» **Short exercise**: Return the entries below in their exact form, leaving the pictures out.

» **Stored data**:

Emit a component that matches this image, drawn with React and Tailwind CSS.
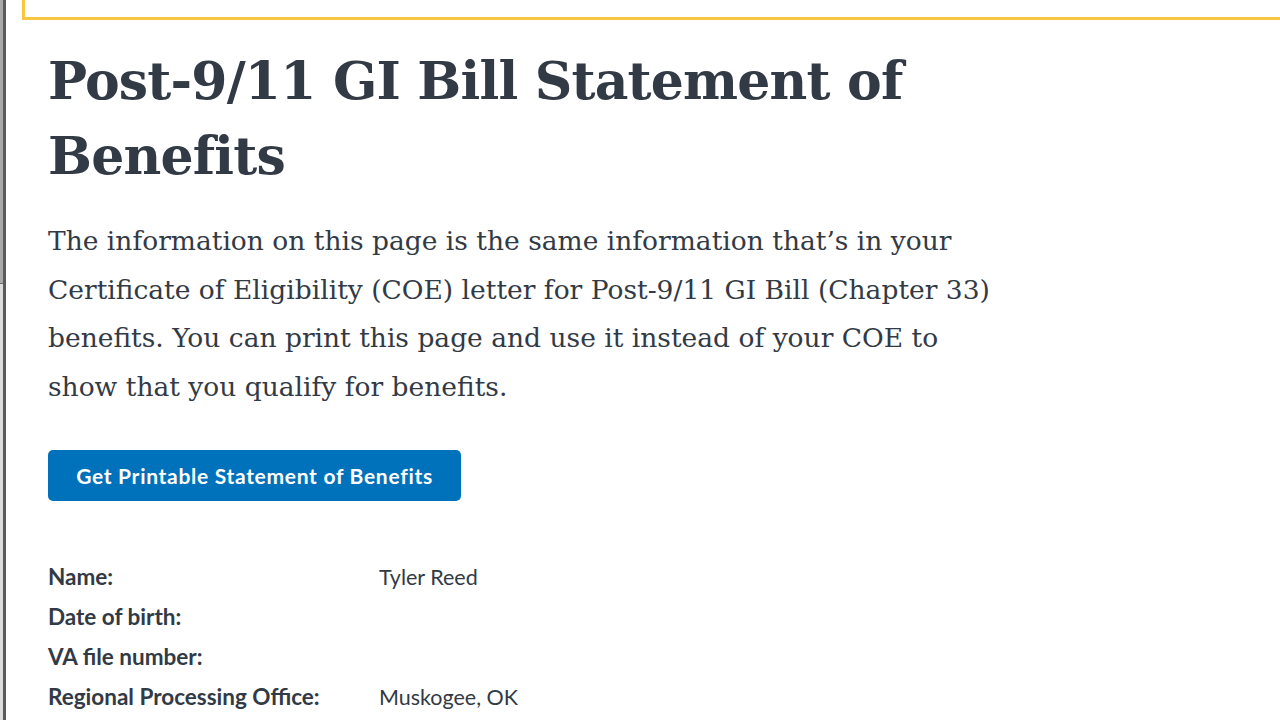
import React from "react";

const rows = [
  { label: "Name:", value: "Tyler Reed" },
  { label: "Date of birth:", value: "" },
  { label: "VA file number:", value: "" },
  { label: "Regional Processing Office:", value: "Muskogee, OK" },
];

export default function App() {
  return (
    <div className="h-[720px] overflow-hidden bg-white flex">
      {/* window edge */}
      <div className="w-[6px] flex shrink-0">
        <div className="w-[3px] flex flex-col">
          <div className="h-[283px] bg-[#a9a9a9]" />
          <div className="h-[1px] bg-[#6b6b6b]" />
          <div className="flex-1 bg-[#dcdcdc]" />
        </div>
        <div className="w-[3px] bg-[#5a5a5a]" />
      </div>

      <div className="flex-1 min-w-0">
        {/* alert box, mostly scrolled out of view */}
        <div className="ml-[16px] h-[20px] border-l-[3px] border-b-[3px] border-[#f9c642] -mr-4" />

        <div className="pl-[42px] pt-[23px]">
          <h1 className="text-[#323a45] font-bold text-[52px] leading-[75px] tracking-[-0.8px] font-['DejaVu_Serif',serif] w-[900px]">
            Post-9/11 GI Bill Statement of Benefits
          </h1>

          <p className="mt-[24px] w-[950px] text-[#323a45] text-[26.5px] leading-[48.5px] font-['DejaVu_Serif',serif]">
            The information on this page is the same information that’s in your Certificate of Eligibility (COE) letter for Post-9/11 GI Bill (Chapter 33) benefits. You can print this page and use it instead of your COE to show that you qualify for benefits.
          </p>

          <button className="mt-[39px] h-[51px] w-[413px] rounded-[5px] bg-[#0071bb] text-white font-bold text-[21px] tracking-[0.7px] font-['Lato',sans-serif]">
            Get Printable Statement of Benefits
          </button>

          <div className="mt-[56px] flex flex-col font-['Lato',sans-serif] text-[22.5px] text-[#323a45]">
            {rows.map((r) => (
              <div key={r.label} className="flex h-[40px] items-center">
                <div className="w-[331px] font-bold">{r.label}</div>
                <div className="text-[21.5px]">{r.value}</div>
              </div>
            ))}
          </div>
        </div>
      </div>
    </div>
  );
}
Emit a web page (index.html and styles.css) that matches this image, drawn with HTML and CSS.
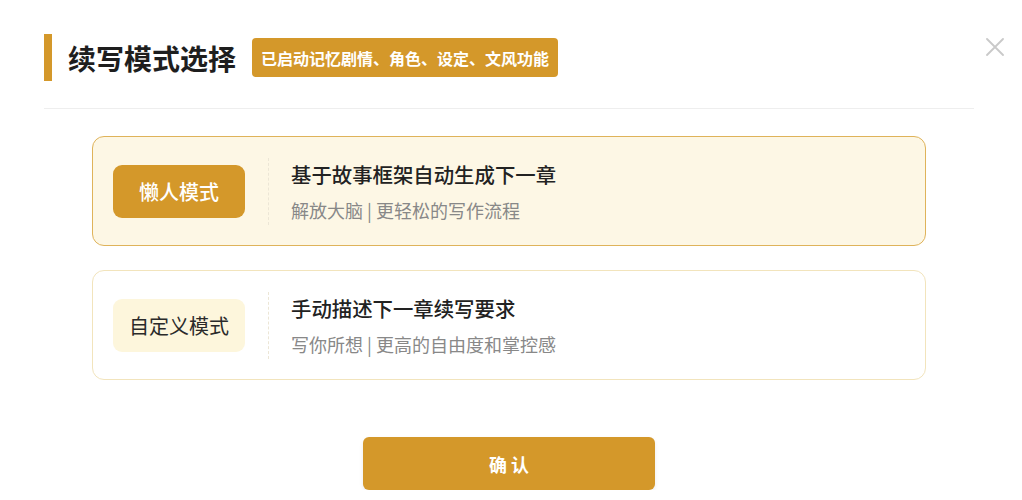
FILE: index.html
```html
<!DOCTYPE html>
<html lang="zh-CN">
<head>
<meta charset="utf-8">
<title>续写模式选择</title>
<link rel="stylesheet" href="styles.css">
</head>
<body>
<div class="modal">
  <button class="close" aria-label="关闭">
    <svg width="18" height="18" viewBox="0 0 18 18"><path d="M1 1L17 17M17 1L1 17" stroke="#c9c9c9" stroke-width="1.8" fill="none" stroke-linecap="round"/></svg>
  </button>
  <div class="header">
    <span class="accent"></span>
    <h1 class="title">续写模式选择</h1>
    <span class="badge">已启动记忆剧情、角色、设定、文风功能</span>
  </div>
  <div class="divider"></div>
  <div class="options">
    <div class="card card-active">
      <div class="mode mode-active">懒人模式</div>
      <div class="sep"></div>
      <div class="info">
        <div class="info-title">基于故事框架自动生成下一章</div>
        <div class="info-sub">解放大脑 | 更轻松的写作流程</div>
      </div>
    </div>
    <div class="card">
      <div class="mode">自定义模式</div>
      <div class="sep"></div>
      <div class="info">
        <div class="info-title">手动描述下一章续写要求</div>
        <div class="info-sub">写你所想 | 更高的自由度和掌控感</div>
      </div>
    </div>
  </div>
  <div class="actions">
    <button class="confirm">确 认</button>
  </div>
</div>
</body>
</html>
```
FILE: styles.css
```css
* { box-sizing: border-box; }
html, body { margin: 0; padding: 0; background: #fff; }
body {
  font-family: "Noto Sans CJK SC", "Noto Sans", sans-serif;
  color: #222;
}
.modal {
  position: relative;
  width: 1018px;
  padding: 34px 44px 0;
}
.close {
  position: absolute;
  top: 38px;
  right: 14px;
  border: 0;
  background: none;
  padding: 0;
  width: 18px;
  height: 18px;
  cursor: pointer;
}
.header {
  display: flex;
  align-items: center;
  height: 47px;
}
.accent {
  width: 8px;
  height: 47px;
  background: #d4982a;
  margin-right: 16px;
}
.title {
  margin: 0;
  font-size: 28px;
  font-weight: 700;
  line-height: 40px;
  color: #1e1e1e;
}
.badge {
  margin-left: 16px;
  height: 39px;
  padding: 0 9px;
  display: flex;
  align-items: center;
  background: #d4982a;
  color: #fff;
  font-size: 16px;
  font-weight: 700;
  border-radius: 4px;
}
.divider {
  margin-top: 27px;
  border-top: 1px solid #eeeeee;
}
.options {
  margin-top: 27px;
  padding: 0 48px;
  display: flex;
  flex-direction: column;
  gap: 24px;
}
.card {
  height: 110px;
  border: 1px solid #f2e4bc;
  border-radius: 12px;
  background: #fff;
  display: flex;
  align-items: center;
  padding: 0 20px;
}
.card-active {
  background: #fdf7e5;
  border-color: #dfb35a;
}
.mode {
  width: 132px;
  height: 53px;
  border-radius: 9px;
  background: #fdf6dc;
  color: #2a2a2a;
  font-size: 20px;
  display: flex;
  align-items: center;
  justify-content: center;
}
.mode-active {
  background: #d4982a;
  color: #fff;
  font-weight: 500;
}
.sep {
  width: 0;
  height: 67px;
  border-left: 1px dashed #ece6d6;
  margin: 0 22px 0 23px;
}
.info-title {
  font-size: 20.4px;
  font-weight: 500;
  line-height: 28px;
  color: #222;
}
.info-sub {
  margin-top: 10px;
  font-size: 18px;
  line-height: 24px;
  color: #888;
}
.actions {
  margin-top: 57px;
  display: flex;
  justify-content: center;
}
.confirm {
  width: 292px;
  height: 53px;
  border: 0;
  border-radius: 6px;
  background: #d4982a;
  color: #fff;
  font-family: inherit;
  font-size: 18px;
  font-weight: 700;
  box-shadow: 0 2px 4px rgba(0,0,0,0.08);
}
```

» **Full response**:
Emit a component that matches this image, drawn with React and Tailwind CSS.
import React from "react";

const rows = [
  { label: "Name:", value: "Tyler Reed" },
  { label: "Date of birth:", value: "" },
  { label: "VA file number:", value: "" },
  { label: "Regional Processing Office:", value: "Muskogee, OK" },
];

export default function App() {
  return (
    <div className="h-[720px] overflow-hidden bg-white flex">
      {/* window edge */}
      <div className="w-[6px] flex shrink-0">
        <div className="w-[3px] flex flex-col">
          <div className="h-[283px] bg-[#a9a9a9]" />
          <div className="h-[1px] bg-[#6b6b6b]" />
          <div className="flex-1 bg-[#dcdcdc]" />
        </div>
        <div className="w-[3px] bg-[#5a5a5a]" />
      </div>

      <div className="flex-1 min-w-0">
        {/* alert box, mostly scrolled out of view */}
        <div className="ml-[16px] h-[20px] border-l-[3px] border-b-[3px] border-[#f9c642] -mr-4" />

        <div className="pl-[42px] pt-[23px]">
          <h1 className="text-[#323a45] font-bold text-[52px] leading-[75px] tracking-[-0.8px] font-['DejaVu_Serif',serif] w-[900px]">
            Post-9/11 GI Bill Statement of Benefits
          </h1>

          <p className="mt-[24px] w-[950px] text-[#323a45] text-[26.5px] leading-[48.5px] font-['DejaVu_Serif',serif]">
            The information on this page is the same information that’s in your Certificate of Eligibility (COE) letter for Post-9/11 GI Bill (Chapter 33) benefits. You can print this page and use it instead of your COE to show that you qualify for benefits.
          </p>

          <button className="mt-[39px] h-[51px] w-[413px] rounded-[5px] bg-[#0071bb] text-white font-bold text-[21px] tracking-[0.7px] font-['Lato',sans-serif]">
            Get Printable Statement of Benefits
          </button>

          <div className="mt-[56px] flex flex-col font-['Lato',sans-serif] text-[22.5px] text-[#323a45]">
            {rows.map((r) => (
              <div key={r.label} className="flex h-[40px] items-center">
                <div className="w-[331px] font-bold">{r.label}</div>
                <div className="text-[21.5px]">{r.value}</div>
              </div>
            ))}
          </div>
        </div>
      </div>
    </div>
  );
}
Emit a web page (index.html and styles.css) that matches this image, drawn with HTML and CSS.
FILE: index.html
```html
<!DOCTYPE html>
<html lang="zh-CN">
<head>
<meta charset="utf-8">
<title>续写模式选择</title>
<link rel="stylesheet" href="styles.css">
</head>
<body>
<div class="modal">
  <button class="close" aria-label="关闭">
    <svg width="18" height="18" viewBox="0 0 18 18"><path d="M1 1L17 17M17 1L1 17" stroke="#c9c9c9" stroke-width="1.8" fill="none" stroke-linecap="round"/></svg>
  </button>
  <div class="header">
    <span class="accent"></span>
    <h1 class="title">续写模式选择</h1>
    <span class="badge">已启动记忆剧情、角色、设定、文风功能</span>
  </div>
  <div class="divider"></div>
  <div class="options">
    <div class="card card-active">
      <div class="mode mode-active">懒人模式</div>
      <div class="sep"></div>
      <div class="info">
        <div class="info-title">基于故事框架自动生成下一章</div>
        <div class="info-sub">解放大脑 | 更轻松的写作流程</div>
      </div>
    </div>
    <div class="card">
      <div class="mode">自定义模式</div>
      <div class="sep"></div>
      <div class="info">
        <div class="info-title">手动描述下一章续写要求</div>
        <div class="info-sub">写你所想 | 更高的自由度和掌控感</div>
      </div>
    </div>
  </div>
  <div class="actions">
    <button class="confirm">确 认</button>
  </div>
</div>
</body>
</html>
```
FILE: styles.css
```css
* { box-sizing: border-box; }
html, body { margin: 0; padding: 0; background: #fff; }
body {
  font-family: "Noto Sans CJK SC", "Noto Sans", sans-serif;
  color: #222;
}
.modal {
  position: relative;
  width: 1018px;
  padding: 34px 44px 0;
}
.close {
  position: absolute;
  top: 38px;
  right: 14px;
  border: 0;
  background: none;
  padding: 0;
  width: 18px;
  height: 18px;
  cursor: pointer;
}
.header {
  display: flex;
  align-items: center;
  height: 47px;
}
.accent {
  width: 8px;
  height: 47px;
  background: #d4982a;
  margin-right: 16px;
}
.title {
  margin: 0;
  font-size: 28px;
  font-weight: 700;
  line-height: 40px;
  color: #1e1e1e;
}
.badge {
  margin-left: 16px;
  height: 39px;
  padding: 0 9px;
  display: flex;
  align-items: center;
  background: #d4982a;
  color: #fff;
  font-size: 16px;
  font-weight: 700;
  border-radius: 4px;
}
.divider {
  margin-top: 27px;
  border-top: 1px solid #eeeeee;
}
.options {
  margin-top: 27px;
  padding: 0 48px;
  display: flex;
  flex-direction: column;
  gap: 24px;
}
.card {
  height: 110px;
  border: 1px solid #f2e4bc;
  border-radius: 12px;
  background: #fff;
  display: flex;
  align-items: center;
  padding: 0 20px;
}
.card-active {
  background: #fdf7e5;
  border-color: #dfb35a;
}
.mode {
  width: 132px;
  height: 53px;
  border-radius: 9px;
  background: #fdf6dc;
  color: #2a2a2a;
  font-size: 20px;
  display: flex;
  align-items: center;
  justify-content: center;
}
.mode-active {
  background: #d4982a;
  color: #fff;
  font-weight: 500;
}
.sep {
  width: 0;
  height: 67px;
  border-left: 1px dashed #ece6d6;
  margin: 0 22px 0 23px;
}
.info-title {
  font-size: 20.4px;
  font-weight: 500;
  line-height: 28px;
  color: #222;
}
.info-sub {
  margin-top: 10px;
  font-size: 18px;
  line-height: 24px;
  color: #888;
}
.actions {
  margin-top: 57px;
  display: flex;
  justify-content: center;
}
.confirm {
  width: 292px;
  height: 53px;
  border: 0;
  border-radius: 6px;
  background: #d4982a;
  color: #fff;
  font-family: inherit;
  font-size: 18px;
  font-weight: 700;
  box-shadow: 0 2px 4px rgba(0,0,0,0.08);
}
```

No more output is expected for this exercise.